■ Problem to work on ■
Identify the lines holding "with" and copy them.

■ Records to use ■

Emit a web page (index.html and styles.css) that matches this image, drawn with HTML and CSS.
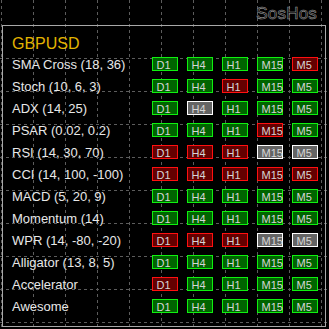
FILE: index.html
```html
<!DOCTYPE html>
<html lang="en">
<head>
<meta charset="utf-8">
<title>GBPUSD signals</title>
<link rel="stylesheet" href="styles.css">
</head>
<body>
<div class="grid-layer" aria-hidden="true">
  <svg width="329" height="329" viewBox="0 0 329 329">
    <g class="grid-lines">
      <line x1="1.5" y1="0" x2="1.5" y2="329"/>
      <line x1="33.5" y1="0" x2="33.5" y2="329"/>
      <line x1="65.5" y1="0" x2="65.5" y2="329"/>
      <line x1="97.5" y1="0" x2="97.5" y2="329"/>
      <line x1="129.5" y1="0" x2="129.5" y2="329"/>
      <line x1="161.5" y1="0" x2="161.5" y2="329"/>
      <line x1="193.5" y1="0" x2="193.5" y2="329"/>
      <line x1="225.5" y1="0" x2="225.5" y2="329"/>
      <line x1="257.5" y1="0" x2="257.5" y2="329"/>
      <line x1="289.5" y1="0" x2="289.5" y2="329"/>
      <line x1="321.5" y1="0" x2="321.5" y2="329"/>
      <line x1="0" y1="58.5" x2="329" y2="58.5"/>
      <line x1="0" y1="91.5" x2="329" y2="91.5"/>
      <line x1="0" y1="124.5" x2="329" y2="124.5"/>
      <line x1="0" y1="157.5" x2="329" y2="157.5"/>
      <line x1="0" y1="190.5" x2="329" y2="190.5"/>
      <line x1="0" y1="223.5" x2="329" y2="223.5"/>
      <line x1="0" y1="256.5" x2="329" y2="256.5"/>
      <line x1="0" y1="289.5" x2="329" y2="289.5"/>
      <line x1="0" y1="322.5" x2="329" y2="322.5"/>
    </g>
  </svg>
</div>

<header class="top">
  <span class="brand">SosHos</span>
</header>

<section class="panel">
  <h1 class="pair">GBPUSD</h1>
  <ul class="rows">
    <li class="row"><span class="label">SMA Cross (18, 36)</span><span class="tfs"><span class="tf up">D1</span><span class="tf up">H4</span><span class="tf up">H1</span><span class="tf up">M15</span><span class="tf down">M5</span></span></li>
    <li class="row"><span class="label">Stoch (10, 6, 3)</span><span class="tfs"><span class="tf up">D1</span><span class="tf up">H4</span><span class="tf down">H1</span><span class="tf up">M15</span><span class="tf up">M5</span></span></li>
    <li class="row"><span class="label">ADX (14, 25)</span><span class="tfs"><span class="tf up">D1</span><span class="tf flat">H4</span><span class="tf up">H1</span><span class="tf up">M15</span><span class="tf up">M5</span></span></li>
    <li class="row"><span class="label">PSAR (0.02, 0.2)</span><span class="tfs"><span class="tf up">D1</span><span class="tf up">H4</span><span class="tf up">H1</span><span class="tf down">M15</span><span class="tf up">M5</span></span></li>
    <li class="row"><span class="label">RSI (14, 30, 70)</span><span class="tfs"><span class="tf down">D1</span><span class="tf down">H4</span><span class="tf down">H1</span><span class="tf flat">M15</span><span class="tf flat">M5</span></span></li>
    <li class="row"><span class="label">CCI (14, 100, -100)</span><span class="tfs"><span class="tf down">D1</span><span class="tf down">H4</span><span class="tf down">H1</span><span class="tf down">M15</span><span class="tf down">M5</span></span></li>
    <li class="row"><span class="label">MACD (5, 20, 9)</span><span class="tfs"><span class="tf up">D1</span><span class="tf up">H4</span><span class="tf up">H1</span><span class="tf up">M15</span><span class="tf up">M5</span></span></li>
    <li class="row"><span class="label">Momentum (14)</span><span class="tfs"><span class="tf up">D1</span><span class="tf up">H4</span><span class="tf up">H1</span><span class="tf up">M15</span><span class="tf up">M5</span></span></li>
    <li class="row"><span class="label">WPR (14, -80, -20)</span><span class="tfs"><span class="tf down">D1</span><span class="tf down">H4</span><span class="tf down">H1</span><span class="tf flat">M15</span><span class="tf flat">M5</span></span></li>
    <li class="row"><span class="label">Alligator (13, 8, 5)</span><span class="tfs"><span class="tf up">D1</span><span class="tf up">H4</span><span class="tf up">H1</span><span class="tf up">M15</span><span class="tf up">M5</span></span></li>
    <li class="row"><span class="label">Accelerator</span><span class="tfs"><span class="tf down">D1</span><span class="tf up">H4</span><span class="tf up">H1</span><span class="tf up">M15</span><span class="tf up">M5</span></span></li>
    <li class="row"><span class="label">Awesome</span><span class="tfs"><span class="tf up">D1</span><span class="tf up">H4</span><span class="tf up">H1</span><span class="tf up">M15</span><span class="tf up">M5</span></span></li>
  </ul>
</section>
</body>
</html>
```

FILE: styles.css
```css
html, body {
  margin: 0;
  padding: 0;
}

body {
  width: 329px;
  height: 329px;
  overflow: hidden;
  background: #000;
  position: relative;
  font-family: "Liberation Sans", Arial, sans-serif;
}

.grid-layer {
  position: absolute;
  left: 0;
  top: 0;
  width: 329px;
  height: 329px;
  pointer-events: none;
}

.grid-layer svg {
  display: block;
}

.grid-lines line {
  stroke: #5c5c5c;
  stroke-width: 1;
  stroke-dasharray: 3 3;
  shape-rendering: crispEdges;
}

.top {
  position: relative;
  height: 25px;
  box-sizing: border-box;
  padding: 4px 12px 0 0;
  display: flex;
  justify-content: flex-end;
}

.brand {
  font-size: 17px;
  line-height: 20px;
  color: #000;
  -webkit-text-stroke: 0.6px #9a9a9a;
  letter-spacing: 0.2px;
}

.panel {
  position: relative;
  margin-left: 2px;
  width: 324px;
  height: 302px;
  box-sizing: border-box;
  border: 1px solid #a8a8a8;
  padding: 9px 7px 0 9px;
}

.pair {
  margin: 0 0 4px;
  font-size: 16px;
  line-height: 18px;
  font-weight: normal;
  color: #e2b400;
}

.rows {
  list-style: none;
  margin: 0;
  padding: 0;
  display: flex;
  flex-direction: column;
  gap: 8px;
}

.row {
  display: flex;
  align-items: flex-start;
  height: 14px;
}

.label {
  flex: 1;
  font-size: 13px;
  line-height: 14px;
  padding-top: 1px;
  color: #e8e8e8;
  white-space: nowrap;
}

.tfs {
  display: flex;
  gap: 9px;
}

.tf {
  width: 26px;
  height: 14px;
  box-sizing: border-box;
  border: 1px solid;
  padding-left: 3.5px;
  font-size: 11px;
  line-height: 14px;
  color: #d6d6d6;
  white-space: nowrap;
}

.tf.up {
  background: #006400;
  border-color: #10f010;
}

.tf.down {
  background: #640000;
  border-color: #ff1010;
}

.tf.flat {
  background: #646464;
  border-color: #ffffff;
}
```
...
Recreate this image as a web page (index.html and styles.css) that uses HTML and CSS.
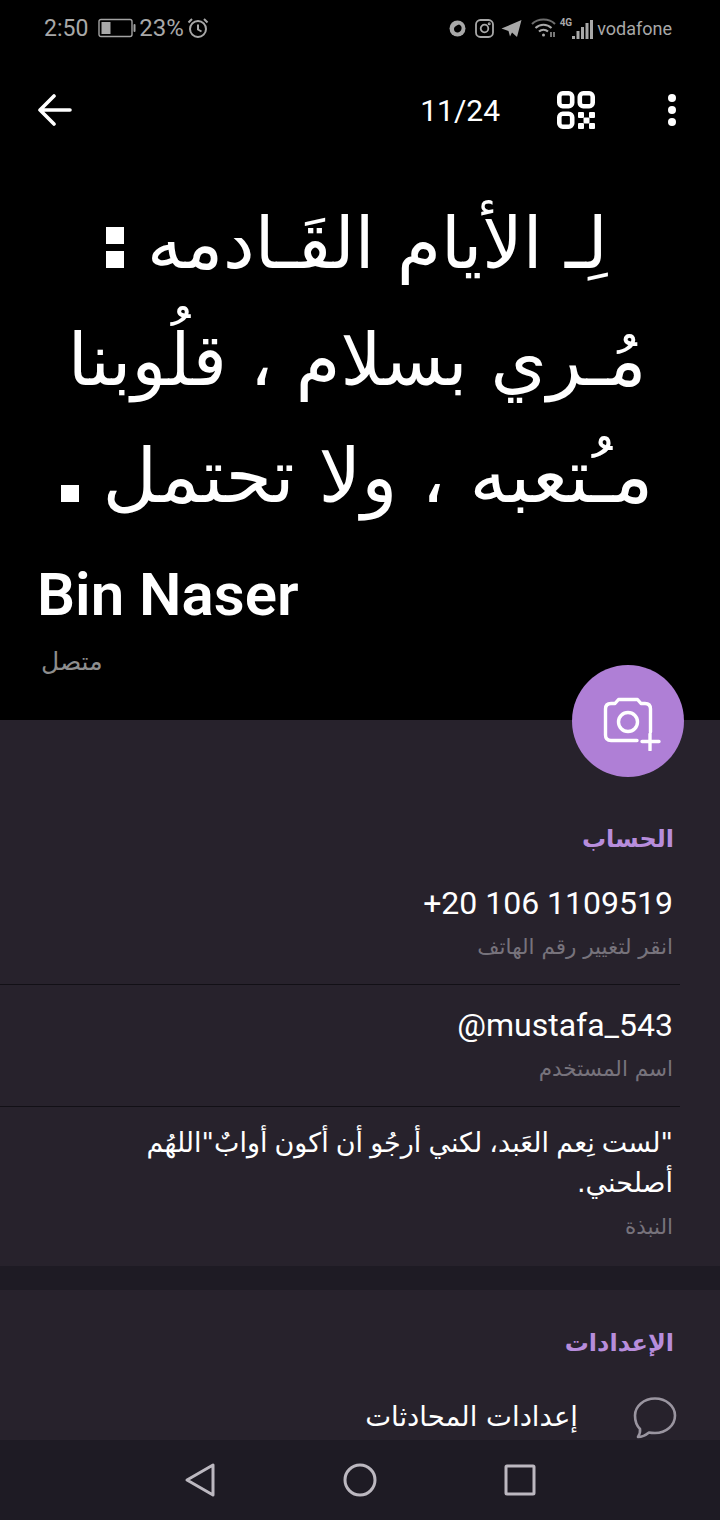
---
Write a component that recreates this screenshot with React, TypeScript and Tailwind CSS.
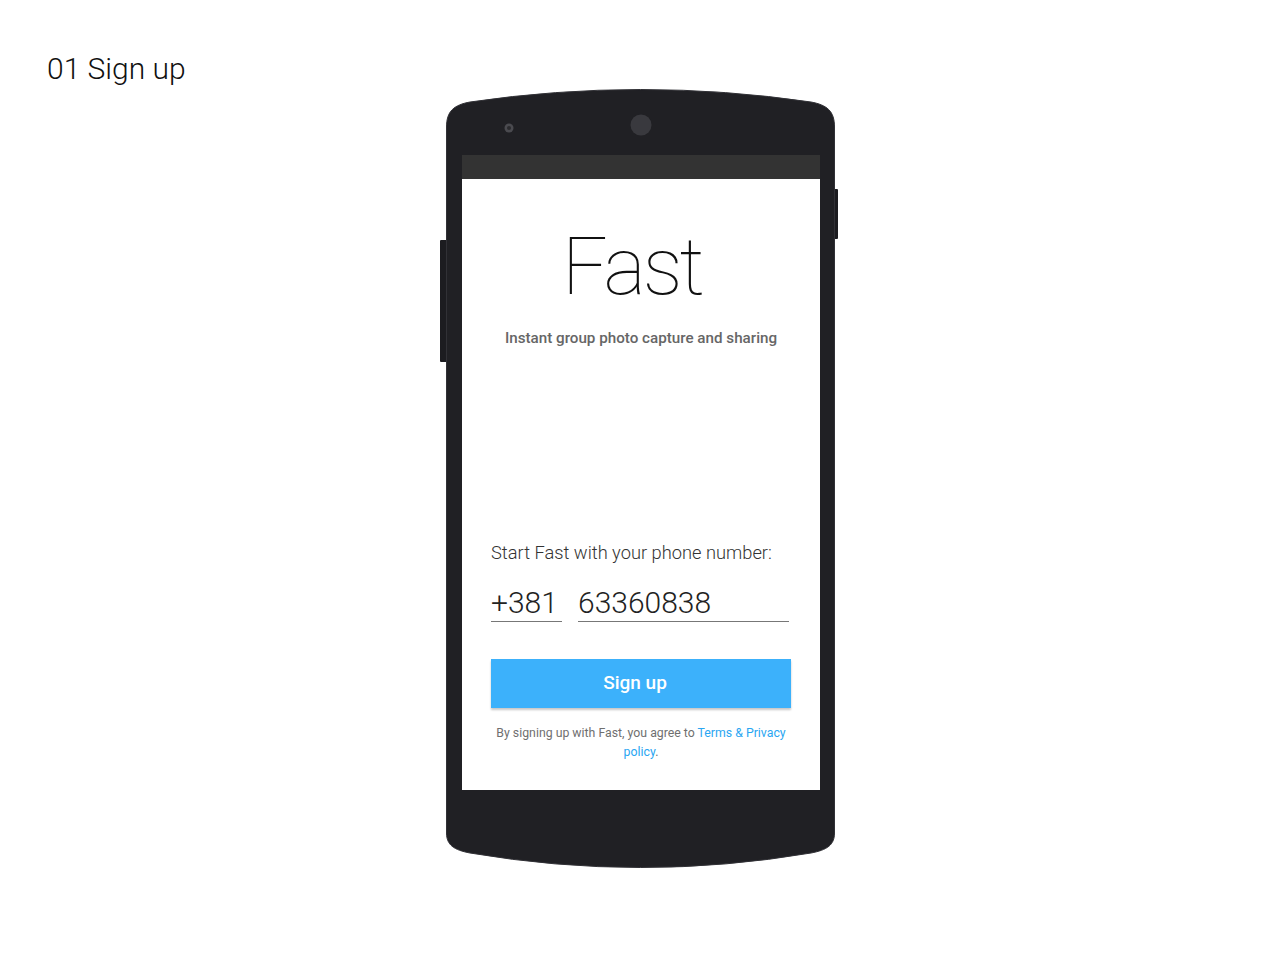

■ Written solution ■
Emit a web page (index.html and styles.css) that matches this image, drawn with HTML and CSS.
Write a component that recreates this screenshot with React, TypeScript and Tailwind CSS.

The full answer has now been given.